We also recommend that you not extend the length of your loan significantly when you refinance. For example, if you have 20 years left on your original 30 year mortgage, refinance into a new 20 year loan. This approach reduces your total interest cost over the life of the mortgage, increasing your benefit from refinancing.
The table below shows refinance rates and fees for leading lenders. We recommend that you compare multiple lenders to compare mortgage terms and determine if you should refinance.
The simplest way to apply mortgage acceleration in combination with a refinance is to continue to make the same, higher monthly payment that you were making prior to refinancing. For example, if your old mortgage payment is $2,000 and your new payment after refinancing is $1,800, you continue to pay $2,000 even though the required payment is lower.
The extra $200 you pay monthly reduces your mortgage balance. In this scenario your mortgage payment does not change before and after you refinance but you reduce the length of your loan and total interest expense by applying acceleration. You can also overpay your loan by more -- say $300 in this example -- which pays off your mortgage faster and saves you more money.

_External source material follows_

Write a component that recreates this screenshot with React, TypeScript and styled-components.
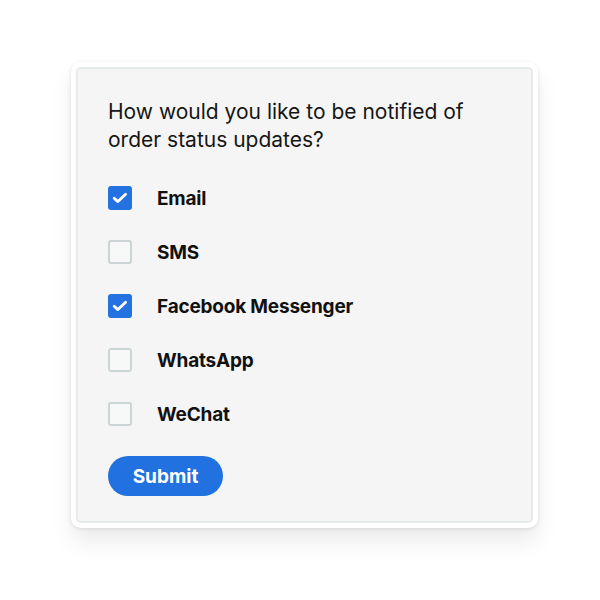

It is important to emphasize that accelerating your mortgage does not require borrowers to pay any extra lender fees and you do not need to pay a company to implement acceleration.
Most third party mortgage acceleration companies offer little value to borrowers and you can apply acceleration on your own by simply adding money to your monthly payment so that you pay more than the required amount. Additionally, the amount of overpayment is completely at your discretion and you can start and stop acceleration at any point over the life of your mortgage.
You can accelerate your loan by adding additional money to your regular monthly payment or by sending extra payments to your lender. If you pay your mortgage by check, be sure to note that the extra payment is applied to your principal balance. If you send a separate payment it is also important to confirm with your lender that the funds are used to reduce your loan balance.
We also recommend that you keep a record of when and how much you accelerate your mortgage. You can use documents such as cancelled checks or bank statements to make sure that your loan balance is accurate. Because most borrowers do not accelerate their mortgages it becomes more important that you confirm extra payments with your lender and keep close track of your account.
This example demonstrates how to combine mortgage acceleration with a mortgage refinance. As illustrated by the example, by simply continuing to make the same monthly payment, mortgage acceleration applied with a refinance can save your tens of thousands of dollars in interest expense.
The example below compares the monthly mortgage payment, loan term and total interest expense for three cases:
In the example, the borrower is five years into a $300,000, 30 year fixed rate mortgage with an interest rate of 5.0%. In the refinance only scenario (Case 2) , the borrower saves $178 on his or her monthly payment by refinancing with a lower interest rate but pays $8,000 more in total interest expense over the term of the loan. The borrower pays thousands more in total interest expense because by refinancing you are effectively extending the length of the original mortgage unless you are able to reduce the term for your new loan. For example, if you are seven years into a 30 year mortgage and you refinance it with another 30 year loan, it takes you 37 years to pay-off your original mortgage so it essentially becomes a 37 year mortgage. The longer the mortgage, the more interest expense you pay.
In Case 3, the borrower combines refinancing with mortgage acceleration and continues to make the same monthly payment he or she made prior to refinancing. Although the borrower's mortgage payment does not change, paying more than the new required monthly payment reduces the length of the new mortgage by 69 months and saves the borrower $47,000 in interest expense as compared to refinancing and not applying acceleration. Additionally, combining refinancing with mortgage acceleration saves the borrower $39,000 in total interest expense as compared to keeping the original mortgage and not refinancing -- without increasing the borrower's monthly payment.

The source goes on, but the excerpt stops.